Peter Rippon told Mr Pollard he felt “lukewarm” about the Savile film because: “It was a combination of a feeling in my stomach that these stories can be very difficult to pull off.”
What Mark Thompson knew
Mark Thompson, who was director-general at the time the Savile investigation was shelved, dismissed concerns about the Newsnight film as a “fairly small thing”.
Mr Thompson was told about the investigation by BBC journalist Caroline Hawley during a Christmas drinks party in 2011. He said: “The phrase that stuck in my mind is, 'You must be worried about the Newsnight investigation into Jimmy Savile’.”
Mr Thompson said the “casual remark” had not worried him. “He was someone who had not broadcast regularly for many, many years. So there was no corporate alarm bell going about this.
“If I had known, or suspected, that Savile was a paedophile or a rapist, I would have acted on that information. I had never heard any rumours at all, if you like of a dark side of any kind, sexual or otherwise about Jimmy Savile.
“I just thought this was a fairly small thing of what felt like an almost random remark. I enquired about it and received what I thought was adequate reassurance.” He said would have been more worried if the investigation had been into a current member of staff.
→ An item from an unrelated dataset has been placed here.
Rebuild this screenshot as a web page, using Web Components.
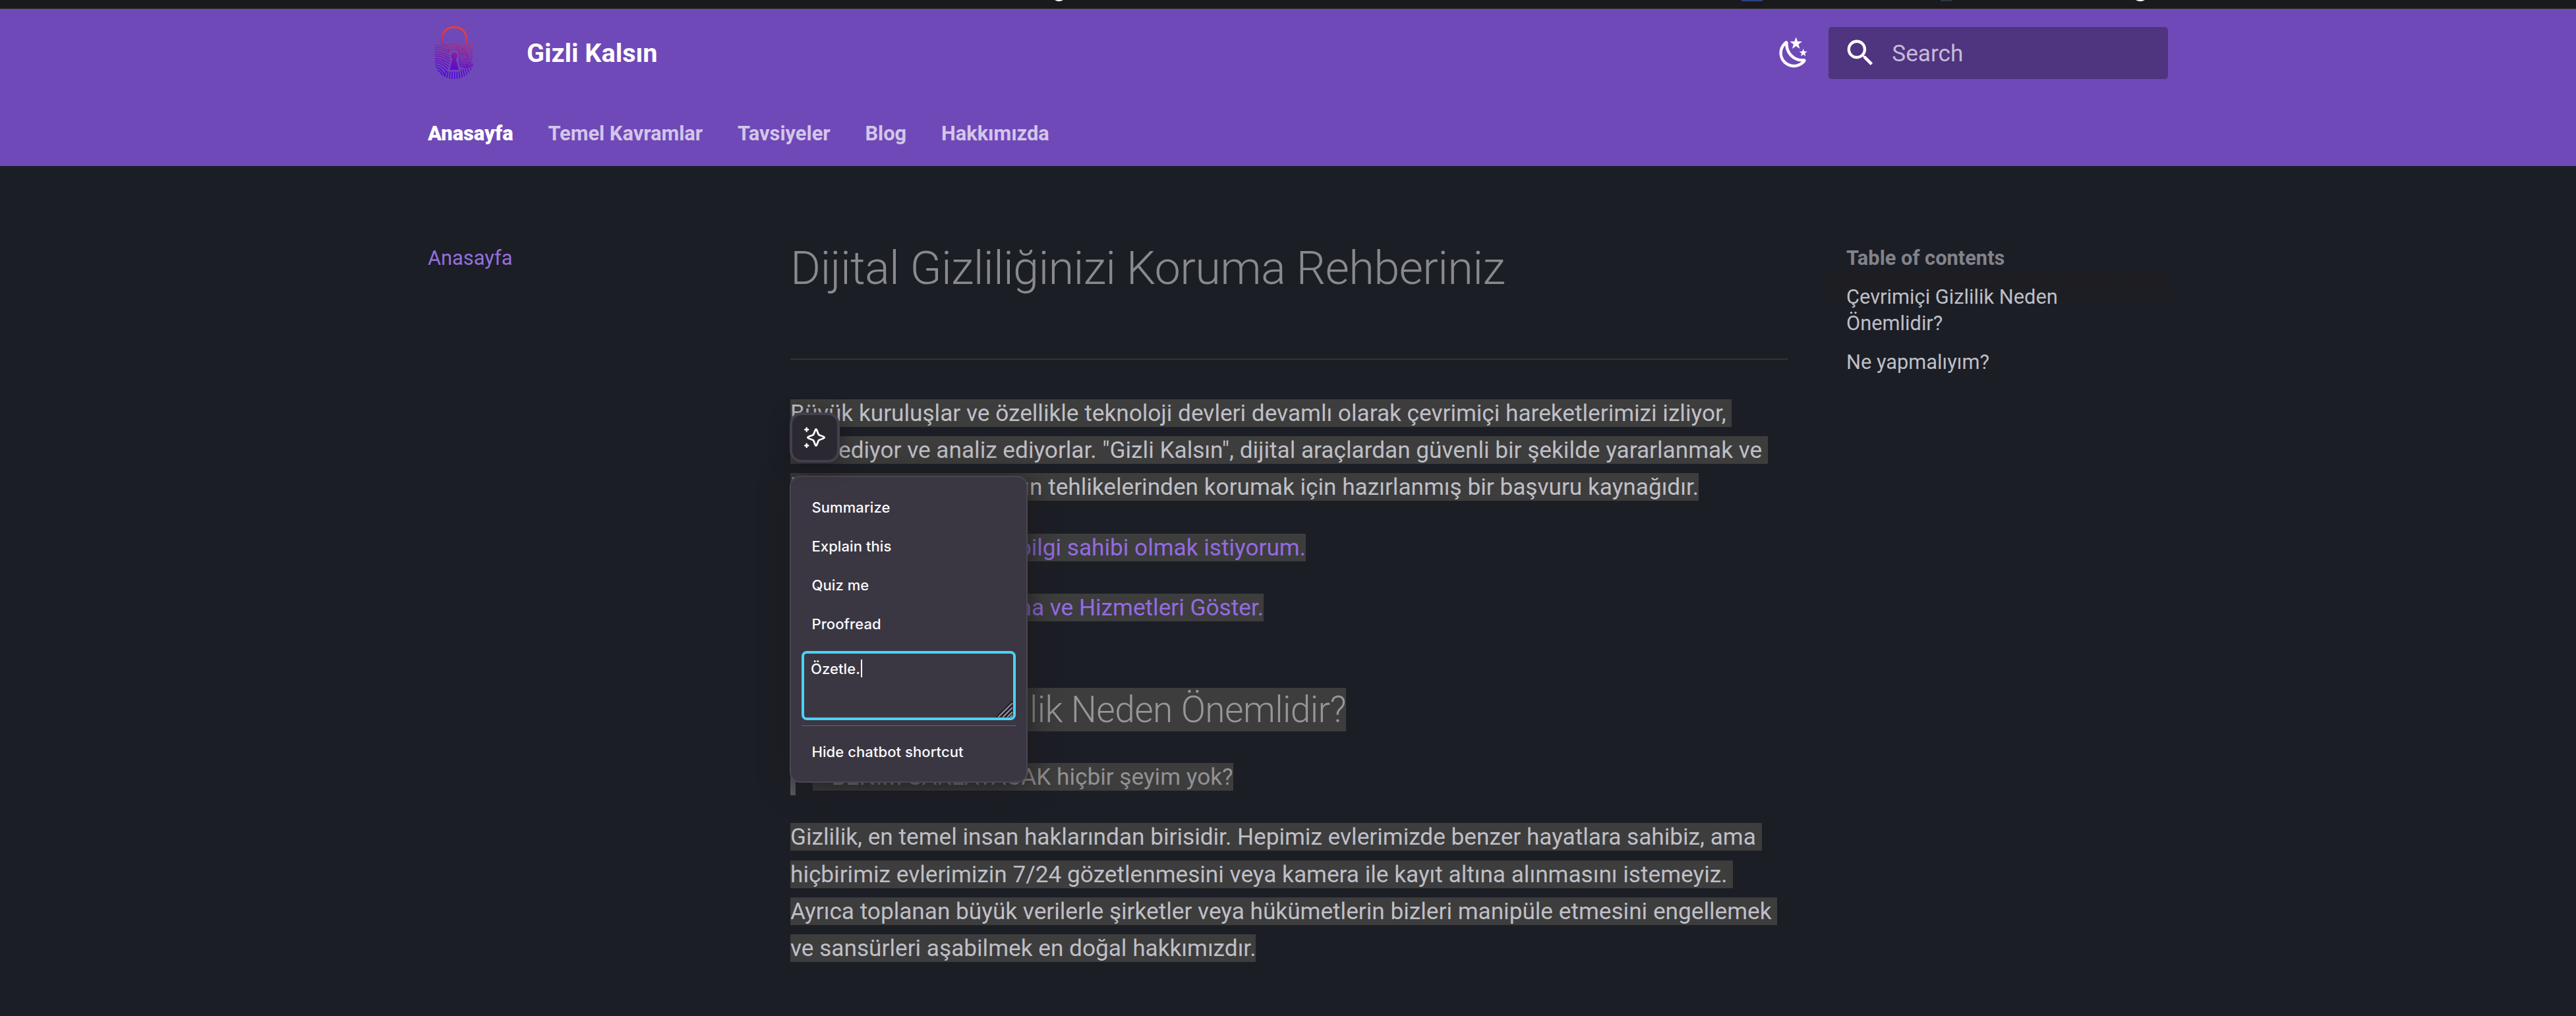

Helen Boaden told Mr Pollard: “Newsnight has been a troubled programme for some time. Newsnight is a bit like an old colonial power, with a lot of old colonial attitudes … refusing to accept a more modern world with less resource, a digital challenge and at times with an almost contemptuous and sneery attitude to the rest of [BBC] News.” Meanwhile Mr Entwistle suggested there had been a “critical breakdown in trust” between Mr Rippon and Mr Jones which “might go some way to explaining the treatment of the investigation”.
A chaotic response
The fact that the BBC had shelved its film was reported in newspapers at the beginning of last year, but it was only when ITV screened a documentary about Savile’s paedophilia last October that the BBC went into meltdown, leading to the resignation of Mr Entwistle. Lord Patten, who took over as chairman of the BBC’s governing body in May 2011, suggested that there had been “frantic faffing about” in Mr Entwistle’s office as he tried to get a grip on the scandal.
He said the BBC’s management culture was largely to blame, as when he joined “they had more senior leaders than China. The senior management team that the previous director-general had was 25 or 27. They never met”.
He said people working in light entertainment and those in news were “on different planets” and there should have been ample checks and balances to prevent the Savile scandal. “In this case you have a director-general, you have a head of news, you have somebody responsible for current affairs and you have an experienced editor of a television programme and things still get horribly screwed up.”
A culture of sex with young girls
Dame Janet Smith, who has been asked to produce a separate report into the culture of sexual harassment at the BBC over the decades, asked Mr Entwistle about the issue of office affairs.
He told her that since the Savile scandal broke, “I’ve been involved in conversations with people, for example [redacted] who have said that if you were [redacted] back in the 60s or 70s, there was an awful lot of sex going on, you know, a lot of [redacted] marriages got broken up because they were getting involved in extra marital sex [redacted] and this kind of thing.”
Dame Janet said: “That would be grown up to grown up, adult to adult.”
Mr Entwistle replied: “Not necessarily, not necessarily … possibly adult with quite young women was my sense… there were attitudes to girls of around the age of consent that didn’t make an awful lot of distinction between a 15-year-old and a 17-year-old, say.”